Ketenangan di Balik Mendung: Awal Terawih di Pondok Pesantren Mahasiswa Universal

Langit malam di Pondok Pesantren Mahasiswa Universal (PPMU) tampak mendung. Awan-awan kelabu menggantung berat, seolah ikut merenungi makna malam pertama Ramadan. Udara dingin menyelinap di antara bilik-bilik kobong, menusuk hingga ke tulang. Namun, langkah para santri tetap tegap. Dengan sarung terlipat rapi dan peci terpasang di kepala, mereka berduyun-duyun menuju majelis untuk melaksanakan sholat tarawih pertama.

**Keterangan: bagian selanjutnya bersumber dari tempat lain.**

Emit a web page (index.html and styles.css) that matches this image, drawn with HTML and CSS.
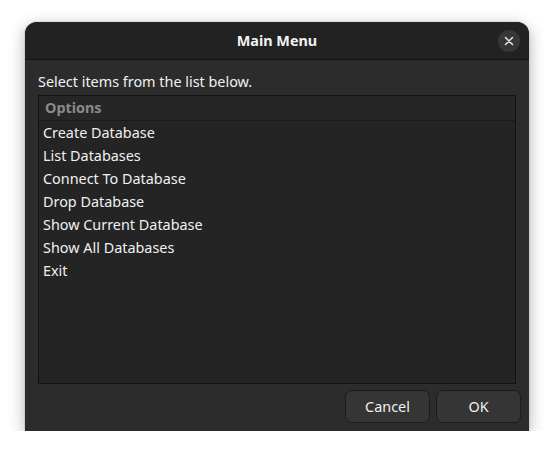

Mendung di langit tak mengurangi semangat mereka. Di dalam majelis, suasana terasa lebih syahdu. Hanya suara pelan dari langkah kaki yang terdengar, bercampur dengan bisikan doa-doa lirih. Sebelum sholat dimulai, Ustaz Dikdik Solehudin menyampaikan kultum singkat. Kata-katanya seperti cahaya di balik awan, menembus hati yang bersiap menjalani Ramadan. “Tarawih bukan hanya tentang banyaknya rakaat,” ucapnya lembut, “tapi tentang bagaimana hati kita berjalan lebih dekat kepada Allah.” Para santri terdiam, merenungi setiap kata yang terucap.

Sholat pun dimulai. Takbir pertama menggema, memenuhi ruangan dengan getaran ketundukan. Dua rakaat demi dua rakaat, mereka berdiri dalam barisan rapi. Ada yang khusyuk dalam doa, ada yang sesekali mengusap wajahnya yang mulai basah oleh keringat. Seorang santri baru tampak menggigil. Mungkin karena dinginnya malam, atau mungkin karena ia mulai merasakan beban spiritual Ramadan yang sesungguhnya. Namun, ia bertahan, mengikuti setiap gerakan imam dengan penuh kesungguhan.

Di luar, angin berhembus lebih kencang, menyapu dedaunan kering yang berserakan di halaman. Awan-awan masih menggantung pekat, seakan enggan beranjak. Namun, di dalam majelis, para santri terus bersujud, memanjatkan doa-doa panjang. Wajah-wajah mereka memancarkan ketulusan sebuah pemandangan yang menghangatkan hati di tengah dinginnya malam.

Ketika salam terakhir diucapkan, suasana tetap hening. Tak ada tepuk tangan, tak ada sorak sorai, hanya hati yang bergetar dalam ketenangan. Seperti mendung yang perlahan beringsut, jiwa-jiwa yang semula penuh beban kini terasa lebih ringan. Ramadan telah tiba, dan dengan tarawih pertama ini, mereka memulai perjalanan panjang menuju cahaya.

Para santri beranjak pulang ke kobong masing-masing. Beberapa masih menyempatkan diri untuk berdiskusi kecil tentang kultum tadi, yang lainnya berjalan sambil sesekali menarik sarungnya yang hampir terlepas. Malam kian larut, namun di dalam hati mereka, ada sesuatu yang terus menyala semangat untuk menjalani Ramadan dengan penuh keikhlasan.

Langit mungkin tetap mendung malam ini, tetapi di dalam hati para santri, ada cahaya yang perlahan menyala. Ramadan bukan sekadar menahan lapar dan dahaga, melainkan perjalanan sunyi menuju kebeningan jiwa.